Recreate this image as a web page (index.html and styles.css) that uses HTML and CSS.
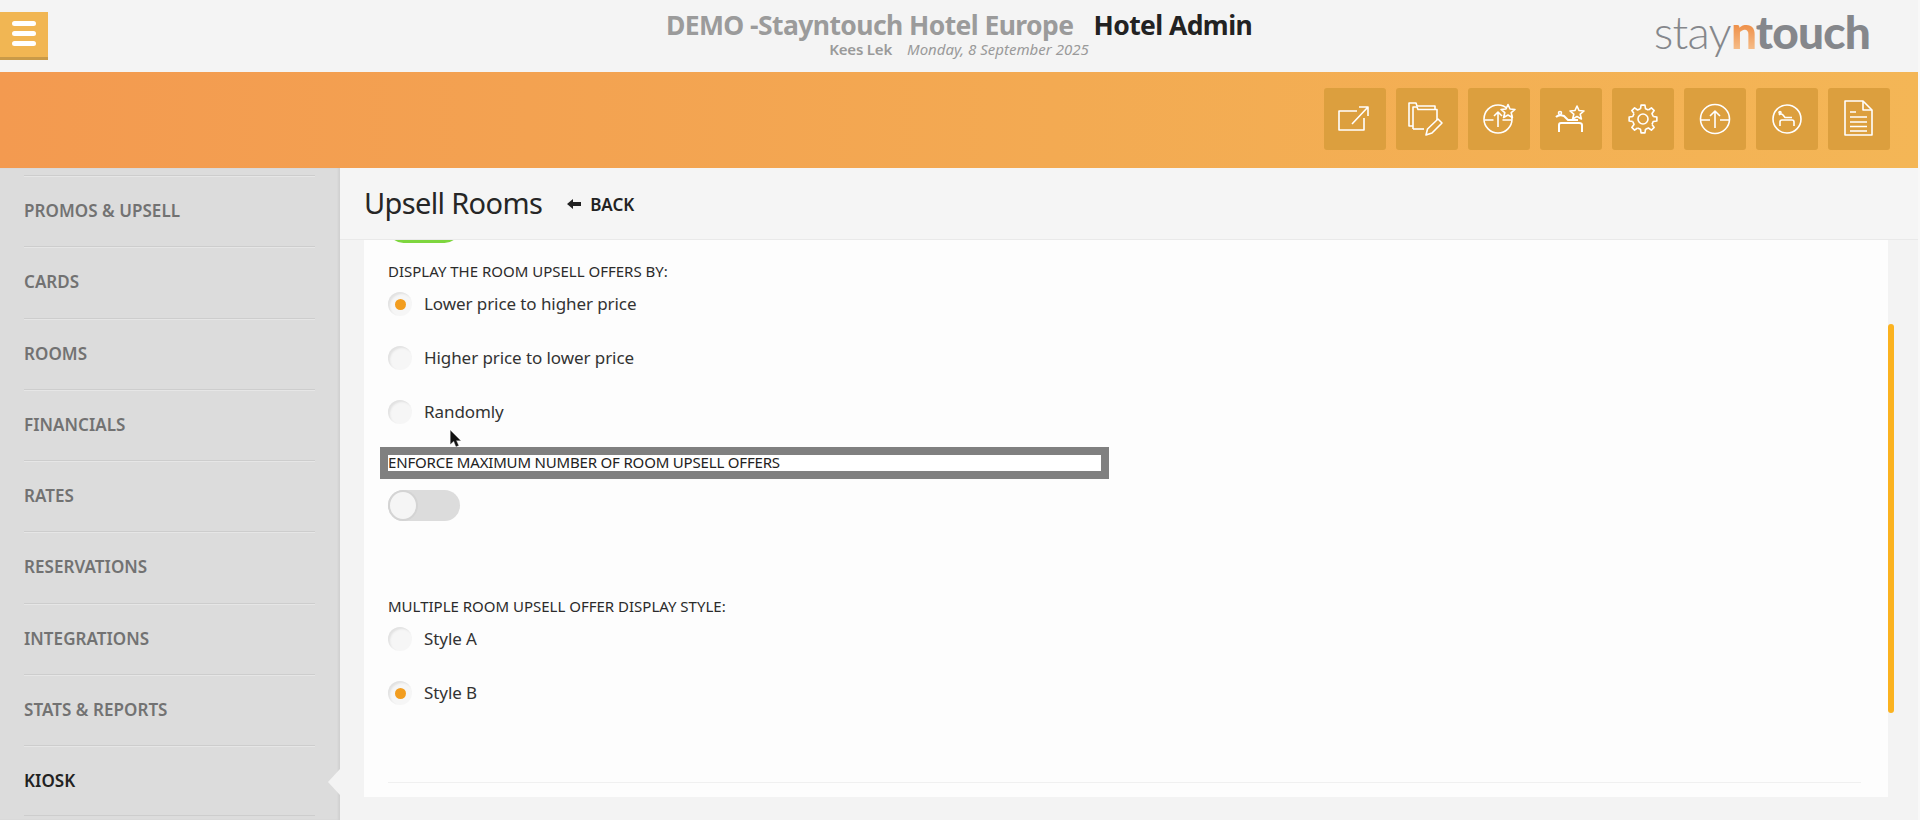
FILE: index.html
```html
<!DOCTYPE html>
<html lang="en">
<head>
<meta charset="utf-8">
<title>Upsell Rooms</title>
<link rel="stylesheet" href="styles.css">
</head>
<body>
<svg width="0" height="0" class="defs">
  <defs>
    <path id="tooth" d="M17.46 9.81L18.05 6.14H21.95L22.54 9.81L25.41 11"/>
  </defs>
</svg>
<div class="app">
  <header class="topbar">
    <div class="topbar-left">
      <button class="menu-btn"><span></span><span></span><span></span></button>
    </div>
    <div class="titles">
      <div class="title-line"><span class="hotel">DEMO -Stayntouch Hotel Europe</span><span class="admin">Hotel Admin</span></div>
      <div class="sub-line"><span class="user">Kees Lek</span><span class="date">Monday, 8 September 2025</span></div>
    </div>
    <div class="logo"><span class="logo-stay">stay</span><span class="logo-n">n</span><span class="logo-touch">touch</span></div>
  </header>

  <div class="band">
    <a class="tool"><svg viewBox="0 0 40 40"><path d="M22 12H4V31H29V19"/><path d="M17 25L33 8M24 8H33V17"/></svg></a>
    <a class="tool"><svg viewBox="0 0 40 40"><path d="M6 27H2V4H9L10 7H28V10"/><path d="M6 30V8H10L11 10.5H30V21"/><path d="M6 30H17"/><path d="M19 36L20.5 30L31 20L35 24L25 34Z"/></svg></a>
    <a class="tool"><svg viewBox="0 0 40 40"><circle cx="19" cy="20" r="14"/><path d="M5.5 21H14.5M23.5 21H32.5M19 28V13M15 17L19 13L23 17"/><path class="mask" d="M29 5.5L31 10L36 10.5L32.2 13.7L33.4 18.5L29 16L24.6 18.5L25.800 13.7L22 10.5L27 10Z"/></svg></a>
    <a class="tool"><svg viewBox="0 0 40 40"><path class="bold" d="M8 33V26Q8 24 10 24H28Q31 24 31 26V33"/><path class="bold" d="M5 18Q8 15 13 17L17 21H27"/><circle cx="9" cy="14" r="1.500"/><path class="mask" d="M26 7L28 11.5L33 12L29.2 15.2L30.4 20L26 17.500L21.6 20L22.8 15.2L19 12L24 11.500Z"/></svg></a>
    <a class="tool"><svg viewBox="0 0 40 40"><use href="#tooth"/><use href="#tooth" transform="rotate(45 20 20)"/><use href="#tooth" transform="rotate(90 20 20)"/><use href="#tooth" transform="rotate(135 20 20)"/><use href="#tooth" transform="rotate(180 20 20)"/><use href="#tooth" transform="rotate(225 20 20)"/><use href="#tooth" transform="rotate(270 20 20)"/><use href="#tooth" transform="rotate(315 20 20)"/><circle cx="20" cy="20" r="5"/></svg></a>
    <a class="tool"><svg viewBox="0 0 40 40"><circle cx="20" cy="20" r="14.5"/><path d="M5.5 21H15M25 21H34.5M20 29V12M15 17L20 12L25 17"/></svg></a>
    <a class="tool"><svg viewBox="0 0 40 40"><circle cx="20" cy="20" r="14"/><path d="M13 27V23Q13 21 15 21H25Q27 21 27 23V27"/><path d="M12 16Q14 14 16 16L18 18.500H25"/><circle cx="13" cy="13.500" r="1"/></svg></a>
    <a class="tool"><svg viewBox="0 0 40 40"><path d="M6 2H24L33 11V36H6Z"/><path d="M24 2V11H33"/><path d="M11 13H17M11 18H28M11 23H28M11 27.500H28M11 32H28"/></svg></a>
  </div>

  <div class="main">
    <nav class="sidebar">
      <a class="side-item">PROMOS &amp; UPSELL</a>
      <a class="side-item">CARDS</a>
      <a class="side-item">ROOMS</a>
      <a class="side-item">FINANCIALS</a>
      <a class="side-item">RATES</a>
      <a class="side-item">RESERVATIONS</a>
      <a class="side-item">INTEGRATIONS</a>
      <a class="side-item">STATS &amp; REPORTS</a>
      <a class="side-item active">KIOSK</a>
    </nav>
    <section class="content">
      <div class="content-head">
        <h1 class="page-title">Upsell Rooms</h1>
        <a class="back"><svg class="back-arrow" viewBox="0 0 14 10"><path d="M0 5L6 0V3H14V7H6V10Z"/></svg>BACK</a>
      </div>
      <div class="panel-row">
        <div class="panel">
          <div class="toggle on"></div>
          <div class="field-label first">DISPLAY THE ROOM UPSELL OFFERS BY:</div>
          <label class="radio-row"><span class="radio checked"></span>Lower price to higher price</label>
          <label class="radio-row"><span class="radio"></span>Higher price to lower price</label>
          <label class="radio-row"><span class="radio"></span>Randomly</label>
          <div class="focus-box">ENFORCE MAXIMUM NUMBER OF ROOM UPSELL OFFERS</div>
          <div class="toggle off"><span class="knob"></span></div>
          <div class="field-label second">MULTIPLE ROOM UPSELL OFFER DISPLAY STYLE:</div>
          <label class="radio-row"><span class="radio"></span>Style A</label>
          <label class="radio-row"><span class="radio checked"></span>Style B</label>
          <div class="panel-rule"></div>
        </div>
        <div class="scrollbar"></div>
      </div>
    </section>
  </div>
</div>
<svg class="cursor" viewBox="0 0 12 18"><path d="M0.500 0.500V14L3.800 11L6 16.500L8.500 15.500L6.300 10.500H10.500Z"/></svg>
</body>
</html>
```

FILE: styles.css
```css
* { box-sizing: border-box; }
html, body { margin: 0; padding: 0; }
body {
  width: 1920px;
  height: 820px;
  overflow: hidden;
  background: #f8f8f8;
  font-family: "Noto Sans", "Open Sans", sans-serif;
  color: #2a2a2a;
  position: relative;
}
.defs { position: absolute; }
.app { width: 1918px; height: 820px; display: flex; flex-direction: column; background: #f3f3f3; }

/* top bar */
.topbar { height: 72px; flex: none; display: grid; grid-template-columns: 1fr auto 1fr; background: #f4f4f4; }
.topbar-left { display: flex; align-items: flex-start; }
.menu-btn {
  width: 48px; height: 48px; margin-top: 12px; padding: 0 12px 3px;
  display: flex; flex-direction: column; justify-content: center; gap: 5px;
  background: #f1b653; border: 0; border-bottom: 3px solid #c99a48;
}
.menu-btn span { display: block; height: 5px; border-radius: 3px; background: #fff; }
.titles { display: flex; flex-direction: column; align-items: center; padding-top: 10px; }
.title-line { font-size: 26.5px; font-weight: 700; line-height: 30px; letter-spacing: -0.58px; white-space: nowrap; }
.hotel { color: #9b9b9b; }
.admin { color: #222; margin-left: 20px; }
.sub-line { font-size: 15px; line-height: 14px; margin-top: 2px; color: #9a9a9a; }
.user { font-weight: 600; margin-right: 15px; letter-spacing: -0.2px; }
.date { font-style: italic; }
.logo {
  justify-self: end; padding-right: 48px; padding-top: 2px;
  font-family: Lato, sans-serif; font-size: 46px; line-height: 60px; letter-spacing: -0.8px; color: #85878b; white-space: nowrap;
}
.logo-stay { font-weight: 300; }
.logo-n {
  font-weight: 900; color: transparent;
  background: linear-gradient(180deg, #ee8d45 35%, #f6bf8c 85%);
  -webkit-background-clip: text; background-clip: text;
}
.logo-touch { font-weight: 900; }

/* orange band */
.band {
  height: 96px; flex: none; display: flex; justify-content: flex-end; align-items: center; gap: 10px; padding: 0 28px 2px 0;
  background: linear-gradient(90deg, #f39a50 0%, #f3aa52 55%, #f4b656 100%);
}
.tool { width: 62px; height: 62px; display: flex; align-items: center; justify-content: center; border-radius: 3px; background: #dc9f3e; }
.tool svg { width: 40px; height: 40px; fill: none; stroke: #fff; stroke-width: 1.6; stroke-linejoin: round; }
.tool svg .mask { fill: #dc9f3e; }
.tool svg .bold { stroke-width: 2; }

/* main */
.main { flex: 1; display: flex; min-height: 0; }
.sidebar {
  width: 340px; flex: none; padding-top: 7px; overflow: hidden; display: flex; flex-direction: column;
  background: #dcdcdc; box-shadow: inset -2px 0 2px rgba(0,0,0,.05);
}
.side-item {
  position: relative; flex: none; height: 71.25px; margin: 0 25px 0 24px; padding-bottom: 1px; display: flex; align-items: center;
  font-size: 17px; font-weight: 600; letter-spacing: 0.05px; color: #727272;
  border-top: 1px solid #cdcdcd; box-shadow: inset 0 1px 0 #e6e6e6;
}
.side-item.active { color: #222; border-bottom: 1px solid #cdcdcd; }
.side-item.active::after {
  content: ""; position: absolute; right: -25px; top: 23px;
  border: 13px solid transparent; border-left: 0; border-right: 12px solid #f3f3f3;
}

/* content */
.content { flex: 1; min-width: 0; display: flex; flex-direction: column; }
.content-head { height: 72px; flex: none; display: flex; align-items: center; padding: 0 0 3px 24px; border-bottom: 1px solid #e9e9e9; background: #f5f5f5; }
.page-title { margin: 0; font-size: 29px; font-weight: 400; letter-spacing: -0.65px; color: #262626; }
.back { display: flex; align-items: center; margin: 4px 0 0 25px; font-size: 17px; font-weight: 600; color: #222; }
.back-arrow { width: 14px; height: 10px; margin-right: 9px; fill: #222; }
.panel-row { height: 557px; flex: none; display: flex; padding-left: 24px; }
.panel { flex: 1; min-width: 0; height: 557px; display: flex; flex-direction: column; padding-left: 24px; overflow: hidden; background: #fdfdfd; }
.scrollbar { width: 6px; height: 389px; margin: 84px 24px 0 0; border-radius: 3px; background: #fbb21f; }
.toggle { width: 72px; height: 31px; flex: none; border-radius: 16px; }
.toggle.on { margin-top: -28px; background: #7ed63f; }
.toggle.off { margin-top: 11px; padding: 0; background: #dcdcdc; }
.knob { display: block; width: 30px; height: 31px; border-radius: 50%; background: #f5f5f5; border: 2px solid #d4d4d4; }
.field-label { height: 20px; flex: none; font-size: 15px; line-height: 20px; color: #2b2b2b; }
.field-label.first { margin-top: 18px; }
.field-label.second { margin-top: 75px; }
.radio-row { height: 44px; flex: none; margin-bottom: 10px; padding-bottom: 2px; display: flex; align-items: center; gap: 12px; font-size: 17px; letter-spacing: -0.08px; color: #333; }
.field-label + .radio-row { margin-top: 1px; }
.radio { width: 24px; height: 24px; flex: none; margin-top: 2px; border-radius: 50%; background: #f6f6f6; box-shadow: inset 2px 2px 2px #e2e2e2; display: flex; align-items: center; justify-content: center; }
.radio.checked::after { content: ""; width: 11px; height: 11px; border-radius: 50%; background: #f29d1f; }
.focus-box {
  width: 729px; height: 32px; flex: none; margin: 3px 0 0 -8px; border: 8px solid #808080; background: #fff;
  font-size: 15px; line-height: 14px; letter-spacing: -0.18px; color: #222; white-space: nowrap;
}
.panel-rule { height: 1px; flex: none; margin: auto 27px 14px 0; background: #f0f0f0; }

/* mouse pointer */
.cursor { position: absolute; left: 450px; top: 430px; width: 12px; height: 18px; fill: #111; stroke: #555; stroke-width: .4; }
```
※ ※ ※
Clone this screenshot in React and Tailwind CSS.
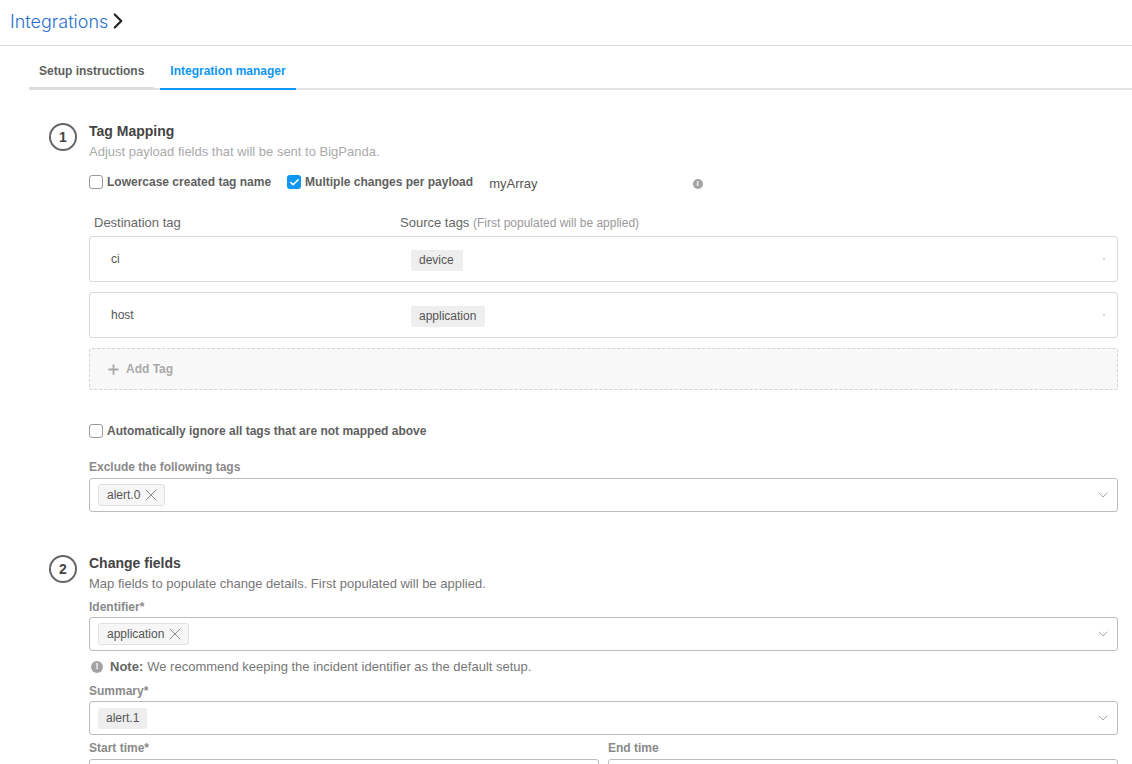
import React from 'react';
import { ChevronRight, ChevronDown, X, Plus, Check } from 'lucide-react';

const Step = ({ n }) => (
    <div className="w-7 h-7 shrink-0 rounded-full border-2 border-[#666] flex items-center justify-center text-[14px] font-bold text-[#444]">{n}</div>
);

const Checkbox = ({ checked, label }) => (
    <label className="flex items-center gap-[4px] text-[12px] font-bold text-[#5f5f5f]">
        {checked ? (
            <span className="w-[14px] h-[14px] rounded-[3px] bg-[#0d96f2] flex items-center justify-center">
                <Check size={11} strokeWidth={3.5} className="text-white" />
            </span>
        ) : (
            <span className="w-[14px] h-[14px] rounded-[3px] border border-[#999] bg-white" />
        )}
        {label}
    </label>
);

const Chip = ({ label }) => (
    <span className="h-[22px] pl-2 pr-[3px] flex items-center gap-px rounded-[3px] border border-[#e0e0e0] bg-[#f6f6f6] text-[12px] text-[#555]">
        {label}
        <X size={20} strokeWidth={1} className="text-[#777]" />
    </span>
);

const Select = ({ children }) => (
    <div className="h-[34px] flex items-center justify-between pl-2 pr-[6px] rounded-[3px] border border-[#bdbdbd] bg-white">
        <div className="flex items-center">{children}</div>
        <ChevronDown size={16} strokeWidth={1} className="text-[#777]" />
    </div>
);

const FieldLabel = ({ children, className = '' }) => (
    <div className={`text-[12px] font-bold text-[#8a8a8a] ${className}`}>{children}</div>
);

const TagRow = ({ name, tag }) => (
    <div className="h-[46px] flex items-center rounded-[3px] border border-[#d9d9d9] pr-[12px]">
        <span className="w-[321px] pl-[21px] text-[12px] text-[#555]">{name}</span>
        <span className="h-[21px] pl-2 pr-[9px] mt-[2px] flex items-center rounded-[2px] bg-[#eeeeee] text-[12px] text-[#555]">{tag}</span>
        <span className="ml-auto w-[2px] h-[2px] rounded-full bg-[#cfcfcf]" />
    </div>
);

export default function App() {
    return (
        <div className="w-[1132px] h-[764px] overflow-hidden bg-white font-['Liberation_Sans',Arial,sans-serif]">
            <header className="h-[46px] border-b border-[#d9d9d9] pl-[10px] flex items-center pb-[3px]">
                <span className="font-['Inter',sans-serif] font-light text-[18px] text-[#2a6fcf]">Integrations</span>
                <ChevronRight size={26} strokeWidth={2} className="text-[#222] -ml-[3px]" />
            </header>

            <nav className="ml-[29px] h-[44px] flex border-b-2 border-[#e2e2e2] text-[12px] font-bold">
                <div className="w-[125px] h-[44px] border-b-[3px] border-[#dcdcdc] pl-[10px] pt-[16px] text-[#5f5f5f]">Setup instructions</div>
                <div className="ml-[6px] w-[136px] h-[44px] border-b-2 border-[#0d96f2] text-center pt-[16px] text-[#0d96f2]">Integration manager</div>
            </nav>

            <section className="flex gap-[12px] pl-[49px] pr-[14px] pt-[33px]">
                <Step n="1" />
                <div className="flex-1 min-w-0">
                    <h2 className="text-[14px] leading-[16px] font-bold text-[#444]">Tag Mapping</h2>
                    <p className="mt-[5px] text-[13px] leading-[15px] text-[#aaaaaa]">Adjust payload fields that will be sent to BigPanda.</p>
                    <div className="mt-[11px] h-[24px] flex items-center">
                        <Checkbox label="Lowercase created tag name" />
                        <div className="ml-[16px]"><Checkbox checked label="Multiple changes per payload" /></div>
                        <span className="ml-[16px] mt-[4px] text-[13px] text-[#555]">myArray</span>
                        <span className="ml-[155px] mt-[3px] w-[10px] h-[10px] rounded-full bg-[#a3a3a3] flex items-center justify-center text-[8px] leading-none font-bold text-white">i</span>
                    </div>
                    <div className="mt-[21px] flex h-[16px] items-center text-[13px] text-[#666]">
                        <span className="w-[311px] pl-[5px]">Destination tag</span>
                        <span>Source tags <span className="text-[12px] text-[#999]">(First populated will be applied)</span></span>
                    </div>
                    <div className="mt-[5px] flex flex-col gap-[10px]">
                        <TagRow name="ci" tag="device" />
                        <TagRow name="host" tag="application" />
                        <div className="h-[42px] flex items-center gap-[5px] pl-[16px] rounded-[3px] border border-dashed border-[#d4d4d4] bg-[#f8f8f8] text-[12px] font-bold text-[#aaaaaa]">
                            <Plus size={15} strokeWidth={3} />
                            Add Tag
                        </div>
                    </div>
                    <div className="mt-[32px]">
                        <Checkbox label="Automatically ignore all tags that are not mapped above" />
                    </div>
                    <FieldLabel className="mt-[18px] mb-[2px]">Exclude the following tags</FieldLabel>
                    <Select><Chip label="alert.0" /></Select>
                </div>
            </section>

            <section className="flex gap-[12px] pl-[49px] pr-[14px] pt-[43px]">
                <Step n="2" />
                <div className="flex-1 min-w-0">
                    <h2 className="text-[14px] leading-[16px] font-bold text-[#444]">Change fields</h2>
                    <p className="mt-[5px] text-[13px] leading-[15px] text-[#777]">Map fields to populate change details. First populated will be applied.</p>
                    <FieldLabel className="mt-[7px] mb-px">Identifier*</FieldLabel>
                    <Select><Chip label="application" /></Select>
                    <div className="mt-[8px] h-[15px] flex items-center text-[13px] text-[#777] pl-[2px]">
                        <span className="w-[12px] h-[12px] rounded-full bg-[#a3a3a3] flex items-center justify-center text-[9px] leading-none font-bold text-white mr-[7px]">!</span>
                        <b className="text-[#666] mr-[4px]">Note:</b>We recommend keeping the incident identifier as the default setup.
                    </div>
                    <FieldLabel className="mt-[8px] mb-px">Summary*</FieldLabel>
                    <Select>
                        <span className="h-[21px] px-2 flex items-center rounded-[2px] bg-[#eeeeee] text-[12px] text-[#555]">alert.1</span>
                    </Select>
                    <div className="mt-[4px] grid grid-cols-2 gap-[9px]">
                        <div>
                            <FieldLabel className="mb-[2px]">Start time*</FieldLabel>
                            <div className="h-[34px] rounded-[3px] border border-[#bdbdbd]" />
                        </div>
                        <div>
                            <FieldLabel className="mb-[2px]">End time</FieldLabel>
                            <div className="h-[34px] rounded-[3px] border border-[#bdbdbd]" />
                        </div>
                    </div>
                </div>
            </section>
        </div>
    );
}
※ ※ ※
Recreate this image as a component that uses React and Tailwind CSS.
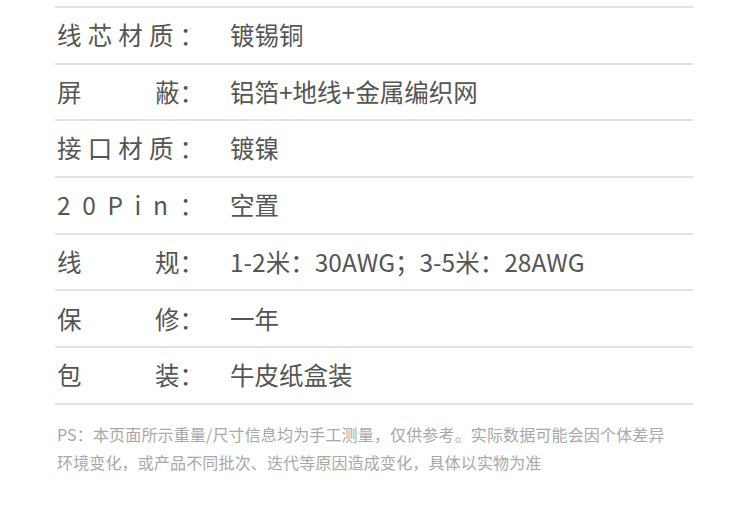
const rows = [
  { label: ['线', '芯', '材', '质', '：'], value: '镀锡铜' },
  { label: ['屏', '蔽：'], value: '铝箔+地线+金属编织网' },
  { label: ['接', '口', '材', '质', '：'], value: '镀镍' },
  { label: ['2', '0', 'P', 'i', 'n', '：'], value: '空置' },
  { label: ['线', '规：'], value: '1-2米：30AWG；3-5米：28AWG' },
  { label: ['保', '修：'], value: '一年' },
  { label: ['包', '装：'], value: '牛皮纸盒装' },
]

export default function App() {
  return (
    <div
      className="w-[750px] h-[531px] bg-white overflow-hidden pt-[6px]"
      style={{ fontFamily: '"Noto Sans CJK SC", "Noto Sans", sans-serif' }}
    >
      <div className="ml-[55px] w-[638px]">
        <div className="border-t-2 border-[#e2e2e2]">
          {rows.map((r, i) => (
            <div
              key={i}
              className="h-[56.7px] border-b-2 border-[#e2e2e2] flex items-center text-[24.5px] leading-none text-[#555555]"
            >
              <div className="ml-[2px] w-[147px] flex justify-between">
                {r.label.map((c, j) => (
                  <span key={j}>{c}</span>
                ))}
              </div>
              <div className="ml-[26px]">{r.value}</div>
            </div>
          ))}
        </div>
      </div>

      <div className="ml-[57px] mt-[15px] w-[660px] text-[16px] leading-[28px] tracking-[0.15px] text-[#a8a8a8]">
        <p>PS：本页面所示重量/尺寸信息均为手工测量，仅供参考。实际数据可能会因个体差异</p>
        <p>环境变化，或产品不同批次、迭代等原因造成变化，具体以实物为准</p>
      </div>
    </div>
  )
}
※ ※ ※
◆ Task brief ◆
Check each line above for the string "Recreate", then copy the ones that have it.

◆ Complete response ◆
Recreate this image as a web page (index.html and styles.css) that uses HTML and CSS.
Recreate this image as a component that uses React and Tailwind CSS.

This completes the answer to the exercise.